## BEGIN
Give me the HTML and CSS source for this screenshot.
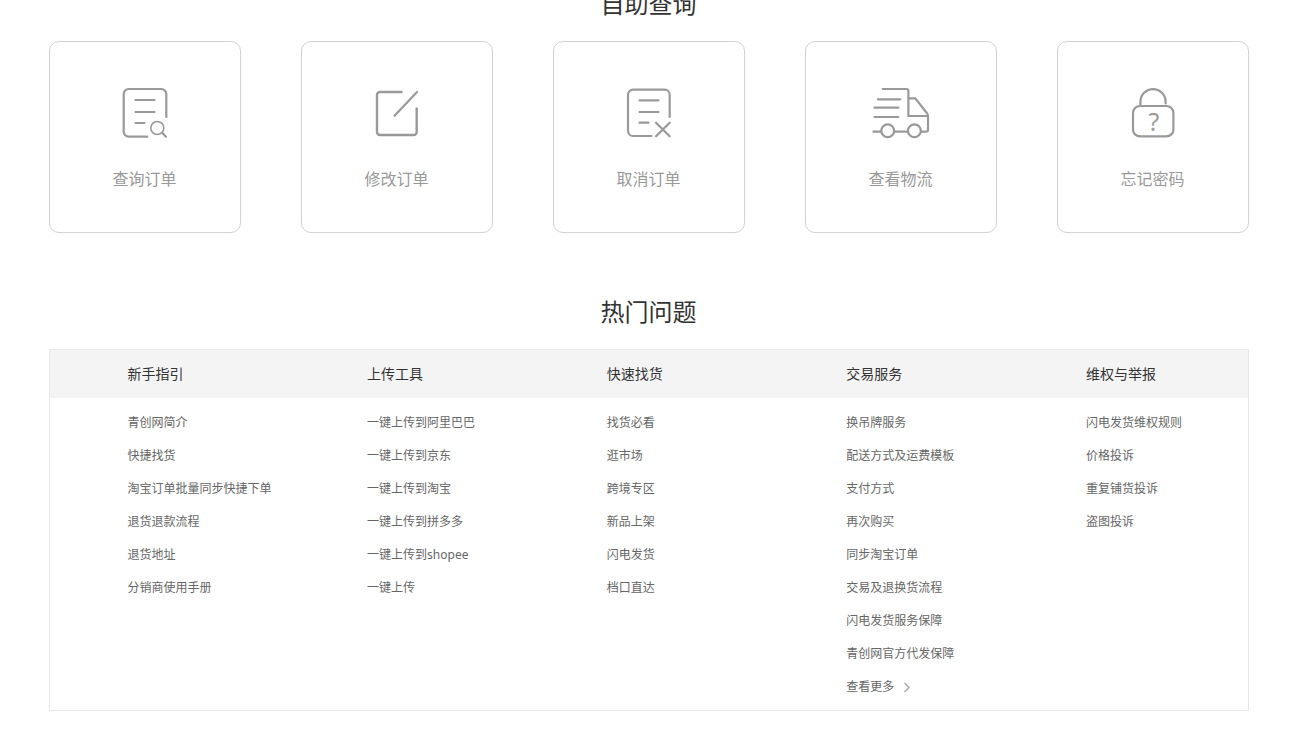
FILE: index.html
```html
<!DOCTYPE html>
<html lang="zh-CN">
<head>
<meta charset="utf-8">
<meta name="viewport" content="width=device-width, initial-scale=1">
<title>帮助中心</title>
<link rel="stylesheet" href="styles.css">
</head>
<body>
<main class="container">
  <section class="self-service">
    <h2 class="section-title">自助查询</h2>
    <nav class="cards">
      <a class="card" href="#">
        <svg class="card-icon" viewBox="0 0 60 60" aria-hidden="true">
          <path d="M51.3 34V11a5 5 0 0 0-5-5H13.7a5 5 0 0 0-5 5v37.7a5 5 0 0 0 5 5h18.6M20.5 17h19M20.5 29h19M20.5 40h9"/>
          <circle class="thin" cx="42.3" cy="45" r="6.5"/>
          <path d="M47.4 50l3.6 3.7"/>
        </svg>
        <span>查询订单</span>
      </a>
      <a class="card" href="#">
        <svg class="card-icon" viewBox="0 0 60 60" aria-hidden="true">
          <path class="butt" d="M35.5 9H13a3 3 0 0 0-3 3v37a3 3 0 0 0 3 3h33.7a3 3 0 0 0 3-3V24.5"/>
          <path d="M27.5 32.8L50 9"/>
        </svg>
        <span>修改订单</span>
      </a>
      <a class="card" href="#">
        <svg class="card-icon" viewBox="0 0 60 60" aria-hidden="true">
          <path d="M50.7 34V11.7a5 5 0 0 0-5-5H14a5 5 0 0 0-5 5V48a5 5 0 0 0 5 5h18.3M20.5 17.3h19M20.5 29h19M20.5 39.7h9M37 39.7l13.7 13.6M50.7 39.7L37 53.3"/>
        </svg>
        <span>取消订单</span>
      </a>
      <a class="card" href="#">
        <svg class="card-icon" viewBox="0 0 60 60" aria-hidden="true">
          <path d="M11.7 6h24.1a1.6 1.6 0 0 1 1.6 1.6V33H57M7 16.3h22.3M3.5 24.7h23.8M3.5 34h23.8M37.4 15.3h6.9L56 30.3q1 1.2 1 3v13.9a1.5 1.5 0 0 1-1.5 1.5h-5.2M2.5 48.7H10M23.3 48.7H37"/>
          <circle cx="16.7" cy="47.7" r="6.4"/>
          <circle cx="43.4" cy="47.7" r="6.4"/>
        </svg>
        <span>查看物流</span>
      </a>
      <a class="card" href="#">
        <svg class="card-icon" viewBox="0 0 60 60" aria-hidden="true">
          <rect x="10" y="23" width="40.4" height="30.4" rx="7"/>
          <path d="M17.4 23v-4.3a12.6 12.6 0 0 1 25.2 0v1.8"/>
          <text x="31" y="48" text-anchor="middle">?</text>
        </svg>
        <span>忘记密码</span>
      </a>
    </nav>
  </section>

  <section class="hot">
    <h2 class="section-title">热门问题</h2>
    <div class="topics">
      <section class="topic">
        <h3 class="topic-title">新手指引</h3>
        <ul class="topic-list">
          <li><a href="#">青创网简介</a></li>
          <li><a href="#">快捷找货</a></li>
          <li><a href="#">淘宝订单批量同步快捷下单</a></li>
          <li><a href="#">退货退款流程</a></li>
          <li><a href="#">退货地址</a></li>
          <li><a href="#">分销商使用手册</a></li>
        </ul>
      </section>
      <section class="topic">
        <h3 class="topic-title">上传工具</h3>
        <ul class="topic-list">
          <li><a href="#">一键上传到阿里巴巴</a></li>
          <li><a href="#">一键上传到京东</a></li>
          <li><a href="#">一键上传到淘宝</a></li>
          <li><a href="#">一键上传到拼多多</a></li>
          <li><a href="#">一键上传到shopee</a></li>
          <li><a href="#">一键上传</a></li>
        </ul>
      </section>
      <section class="topic">
        <h3 class="topic-title">快速找货</h3>
        <ul class="topic-list">
          <li><a href="#">找货必看</a></li>
          <li><a href="#">逛市场</a></li>
          <li><a href="#">跨境专区</a></li>
          <li><a href="#">新品上架</a></li>
          <li><a href="#">闪电发货</a></li>
          <li><a href="#">档口直达</a></li>
        </ul>
      </section>
      <section class="topic">
        <h3 class="topic-title">交易服务</h3>
        <ul class="topic-list">
          <li><a href="#">换吊牌服务</a></li>
          <li><a href="#">配送方式及运费模板</a></li>
          <li><a href="#">支付方式</a></li>
          <li><a href="#">再次购买</a></li>
          <li><a href="#">同步淘宝订单</a></li>
          <li><a href="#">交易及退换货流程</a></li>
          <li><a href="#">闪电发货服务保障</a></li>
          <li><a href="#">青创网官方代发保障</a></li>
          <li><a class="more" href="#">查看更多<svg class="more-icon" viewBox="0 0 8 10" aria-hidden="true"><path d="M1.5 1L6 5.5 1.5 10"/></svg></a></li>
        </ul>
      </section>
      <section class="topic">
        <h3 class="topic-title">维权与举报</h3>
        <ul class="topic-list">
          <li><a href="#">闪电发货维权规则</a></li>
          <li><a href="#">价格投诉</a></li>
          <li><a href="#">重复铺货投诉</a></li>
          <li><a href="#">盗图投诉</a></li>
        </ul>
      </section>
    </div>
  </section>
</main>
</body>
</html>
```
FILE: styles.css
```css
* {
  box-sizing: border-box;
}

body {
  margin: 0;
  background: #fff;
  color: #333;
  font-family: "Noto Sans", "Noto Sans CJK SC", sans-serif;
  font-size: 12px;
}

a {
  color: inherit;
  text-decoration: none;
}

.container {
  max-width: 1200px;
  margin: 0 auto;
}

.self-service {
  margin-top: -14px;
}

.section-title {
  margin: 0 0 19px;
  font-size: 24px;
  font-weight: 400;
  line-height: 36px;
  text-align: center;
}

.cards {
  display: grid;
  grid-template-columns: repeat(5, 1fr);
  gap: 60px;
}

.card {
  display: flex;
  flex-direction: column;
  align-items: center;
  justify-content: center;
  gap: 24px;
  aspect-ratio: 1;
  border: 1px solid #d2d2d2;
  border-radius: 10px;
  color: #999;
  font-size: 16px;
  line-height: 24px;
}

.card-icon {
  width: 60px;
  height: 60px;
  fill: none;
  stroke: #999;
  stroke-width: 2.2;
  stroke-linecap: round;
}

.card-icon .thin {
  stroke-width: 1.6;
}

.card-icon .butt {
  stroke-width: 2.4;
  stroke-linecap: butt;
}

.card-icon text {
  fill: #999;
  stroke: none;
  font-size: 25px;
}

.hot {
  margin-top: 61px;
}

.topics {
  display: grid;
  grid-template-columns: repeat(5, 1fr);
  border: 1px solid #e8e8e8;
}

.topic-title {
  margin: 0;
  padding-left: 78px;
  background: #f4f4f4;
  font-size: 14px;
  font-weight: 400;
  line-height: 48px;
}

.topic-list {
  margin: 0;
  padding: 8px 0 7px 78px;
  color: #666;
  line-height: 33px;
  list-style: none;
  white-space: nowrap;
}

.more {
  display: inline-flex;
  align-items: center;
  gap: 9px;
}

.more-icon {
  width: 8px;
  height: 10px;
  overflow: visible;
  fill: none;
  stroke: #aaa;
  stroke-width: 1.5;
}
```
## END
● **WRITTEN REQUEST**
Every line of the data should be copied as it stands, without the images.

● **EXERCISE RESULT**
Give me the HTML and CSS source for this screenshot.
FILE: index.html
```html
<!DOCTYPE html>
<html lang="zh-CN">
<head>
<meta charset="utf-8">
<meta name="viewport" content="width=device-width, initial-scale=1">
<title>帮助中心</title>
<link rel="stylesheet" href="styles.css">
</head>
<body>
<main class="container">
  <section class="self-service">
    <h2 class="section-title">自助查询</h2>
    <nav class="cards">
      <a class="card" href="#">
        <svg class="card-icon" viewBox="0 0 60 60" aria-hidden="true">
          <path d="M51.3 34V11a5 5 0 0 0-5-5H13.7a5 5 0 0 0-5 5v37.7a5 5 0 0 0 5 5h18.6M20.5 17h19M20.5 29h19M20.5 40h9"/>
          <circle class="thin" cx="42.3" cy="45" r="6.5"/>
          <path d="M47.4 50l3.6 3.7"/>
        </svg>
        <span>查询订单</span>
      </a>
      <a class="card" href="#">
        <svg class="card-icon" viewBox="0 0 60 60" aria-hidden="true">
          <path class="butt" d="M35.5 9H13a3 3 0 0 0-3 3v37a3 3 0 0 0 3 3h33.7a3 3 0 0 0 3-3V24.5"/>
          <path d="M27.5 32.8L50 9"/>
        </svg>
        <span>修改订单</span>
      </a>
      <a class="card" href="#">
        <svg class="card-icon" viewBox="0 0 60 60" aria-hidden="true">
          <path d="M50.7 34V11.7a5 5 0 0 0-5-5H14a5 5 0 0 0-5 5V48a5 5 0 0 0 5 5h18.3M20.5 17.3h19M20.5 29h19M20.5 39.7h9M37 39.7l13.7 13.6M50.7 39.7L37 53.3"/>
        </svg>
        <span>取消订单</span>
      </a>
      <a class="card" href="#">
        <svg class="card-icon" viewBox="0 0 60 60" aria-hidden="true">
          <path d="M11.7 6h24.1a1.6 1.6 0 0 1 1.6 1.6V33H57M7 16.3h22.3M3.5 24.7h23.8M3.5 34h23.8M37.4 15.3h6.9L56 30.3q1 1.2 1 3v13.9a1.5 1.5 0 0 1-1.5 1.5h-5.2M2.5 48.7H10M23.3 48.7H37"/>
          <circle cx="16.7" cy="47.7" r="6.4"/>
          <circle cx="43.4" cy="47.7" r="6.4"/>
        </svg>
        <span>查看物流</span>
      </a>
      <a class="card" href="#">
        <svg class="card-icon" viewBox="0 0 60 60" aria-hidden="true">
          <rect x="10" y="23" width="40.4" height="30.4" rx="7"/>
          <path d="M17.4 23v-4.3a12.6 12.6 0 0 1 25.2 0v1.8"/>
          <text x="31" y="48" text-anchor="middle">?</text>
        </svg>
        <span>忘记密码</span>
      </a>
    </nav>
  </section>

  <section class="hot">
    <h2 class="section-title">热门问题</h2>
    <div class="topics">
      <section class="topic">
        <h3 class="topic-title">新手指引</h3>
        <ul class="topic-list">
          <li><a href="#">青创网简介</a></li>
          <li><a href="#">快捷找货</a></li>
          <li><a href="#">淘宝订单批量同步快捷下单</a></li>
          <li><a href="#">退货退款流程</a></li>
          <li><a href="#">退货地址</a></li>
          <li><a href="#">分销商使用手册</a></li>
        </ul>
      </section>
      <section class="topic">
        <h3 class="topic-title">上传工具</h3>
        <ul class="topic-list">
          <li><a href="#">一键上传到阿里巴巴</a></li>
          <li><a href="#">一键上传到京东</a></li>
          <li><a href="#">一键上传到淘宝</a></li>
          <li><a href="#">一键上传到拼多多</a></li>
          <li><a href="#">一键上传到shopee</a></li>
          <li><a href="#">一键上传</a></li>
        </ul>
      </section>
      <section class="topic">
        <h3 class="topic-title">快速找货</h3>
        <ul class="topic-list">
          <li><a href="#">找货必看</a></li>
          <li><a href="#">逛市场</a></li>
          <li><a href="#">跨境专区</a></li>
          <li><a href="#">新品上架</a></li>
          <li><a href="#">闪电发货</a></li>
          <li><a href="#">档口直达</a></li>
        </ul>
      </section>
      <section class="topic">
        <h3 class="topic-title">交易服务</h3>
        <ul class="topic-list">
          <li><a href="#">换吊牌服务</a></li>
          <li><a href="#">配送方式及运费模板</a></li>
          <li><a href="#">支付方式</a></li>
          <li><a href="#">再次购买</a></li>
          <li><a href="#">同步淘宝订单</a></li>
          <li><a href="#">交易及退换货流程</a></li>
          <li><a href="#">闪电发货服务保障</a></li>
          <li><a href="#">青创网官方代发保障</a></li>
          <li><a class="more" href="#">查看更多<svg class="more-icon" viewBox="0 0 8 10" aria-hidden="true"><path d="M1.5 1L6 5.5 1.5 10"/></svg></a></li>
        </ul>
      </section>
      <section class="topic">
        <h3 class="topic-title">维权与举报</h3>
        <ul class="topic-list">
          <li><a href="#">闪电发货维权规则</a></li>
          <li><a href="#">价格投诉</a></li>
          <li><a href="#">重复铺货投诉</a></li>
          <li><a href="#">盗图投诉</a></li>
        </ul>
      </section>
    </div>
  </section>
</main>
</body>
</html>
```
FILE: styles.css
```css
* {
  box-sizing: border-box;
}

body {
  margin: 0;
  background: #fff;
  color: #333;
  font-family: "Noto Sans", "Noto Sans CJK SC", sans-serif;
  font-size: 12px;
}

a {
  color: inherit;
  text-decoration: none;
}

.container {
  max-width: 1200px;
  margin: 0 auto;
}

.self-service {
  margin-top: -14px;
}

.section-title {
  margin: 0 0 19px;
  font-size: 24px;
  font-weight: 400;
  line-height: 36px;
  text-align: center;
}

.cards {
  display: grid;
  grid-template-columns: repeat(5, 1fr);
  gap: 60px;
}

.card {
  display: flex;
  flex-direction: column;
  align-items: center;
  justify-content: center;
  gap: 24px;
  aspect-ratio: 1;
  border: 1px solid #d2d2d2;
  border-radius: 10px;
  color: #999;
  font-size: 16px;
  line-height: 24px;
}

.card-icon {
  width: 60px;
  height: 60px;
  fill: none;
  stroke: #999;
  stroke-width: 2.2;
  stroke-linecap: round;
}

.card-icon .thin {
  stroke-width: 1.6;
}

.card-icon .butt {
  stroke-width: 2.4;
  stroke-linecap: butt;
}

.card-icon text {
  fill: #999;
  stroke: none;
  font-size: 25px;
}

.hot {
  margin-top: 61px;
}

.topics {
  display: grid;
  grid-template-columns: repeat(5, 1fr);
  border: 1px solid #e8e8e8;
}

.topic-title {
  margin: 0;
  padding-left: 78px;
  background: #f4f4f4;
  font-size: 14px;
  font-weight: 400;
  line-height: 48px;
}

.topic-list {
  margin: 0;
  padding: 8px 0 7px 78px;
  color: #666;
  line-height: 33px;
  list-style: none;
  white-space: nowrap;
}

.more {
  display: inline-flex;
  align-items: center;
  gap: 9px;
}

.more-icon {
  width: 8px;
  height: 10px;
  overflow: visible;
  fill: none;
  stroke: #aaa;
  stroke-width: 1.5;
}
```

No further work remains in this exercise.